In theory, women can wear a flat cap to Royal Ascot. The only specified rule is that hats worn in the Royal Enclosure must have a base of 4in (10cm) in diameter (so no fascinators, please).
But if there are further rules about ladies' hats, it is hard to imagine anyone is actually enforcing them.
Although certain types of headwear have been banned by some pubs, thirsty flat cap wearers shouldn't have any problems ordering craft beer or real ale at their local watering hole.
Indeed, there is one hostelry where the flat cap isn't only acceptable, it's actively encouraged.
Flat caps are "pretty normal" at The Peaky Blinder in Birmingham city centre, according to a spokesperson for the pub, with some punters even arriving in "full Peaky Blinder outfits".
"The flat cap is a big part of the history of the gang, and due to the TV series the caps have seen a big comeback," the spokesperson said.
This is reflected on the high street, according to retailer John Lewis.
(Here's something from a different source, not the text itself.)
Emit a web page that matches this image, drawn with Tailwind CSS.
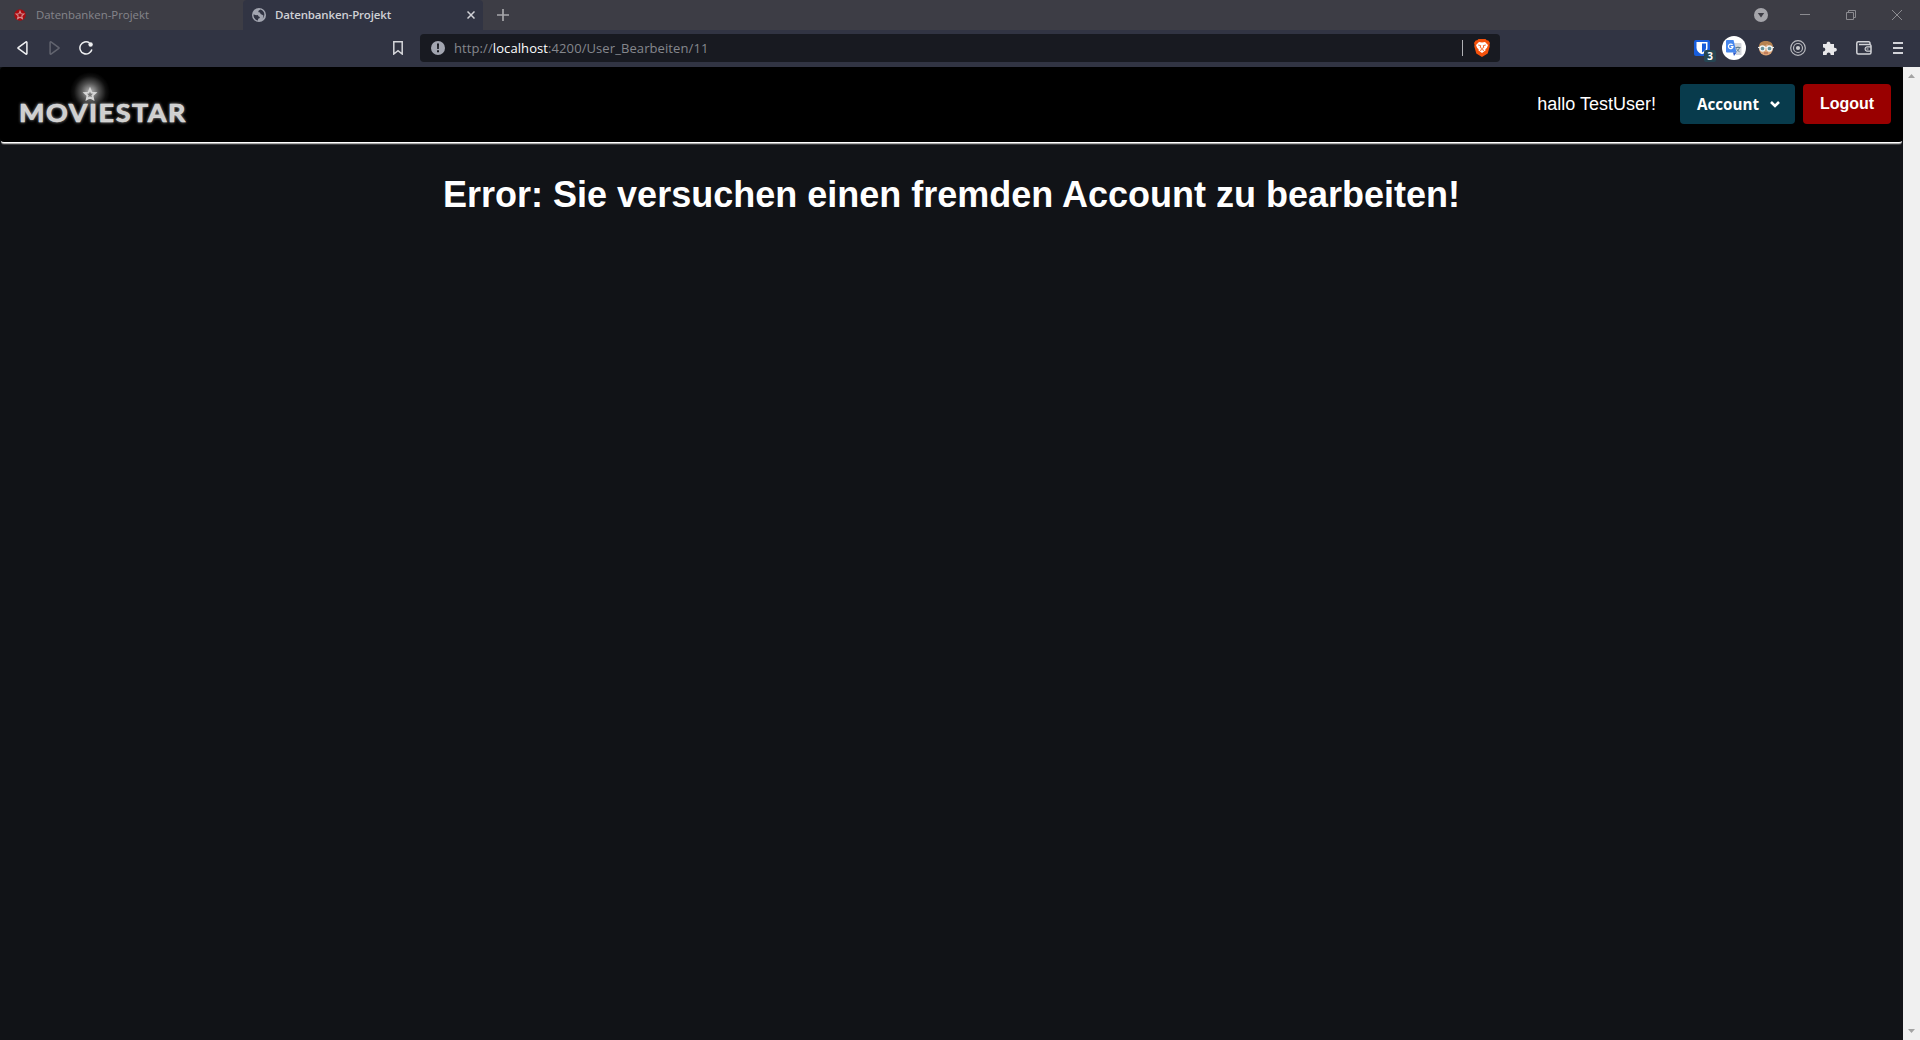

It says it's "definitely noticing the Peaky Blinder effect", with a rise in flat cap sales each season since the show started in 2013.
And so at last we have found a location where whippet owners, hipsters and historical crime drama obsessives alike can happily sport their flat caps.
Just don't try wearing one in the Upper Gornal branch of Tesco Express.*
*Disclaimer - you are of course allowed to wear a flat cap at any of Tesco's 6,500-plus stores in the UK.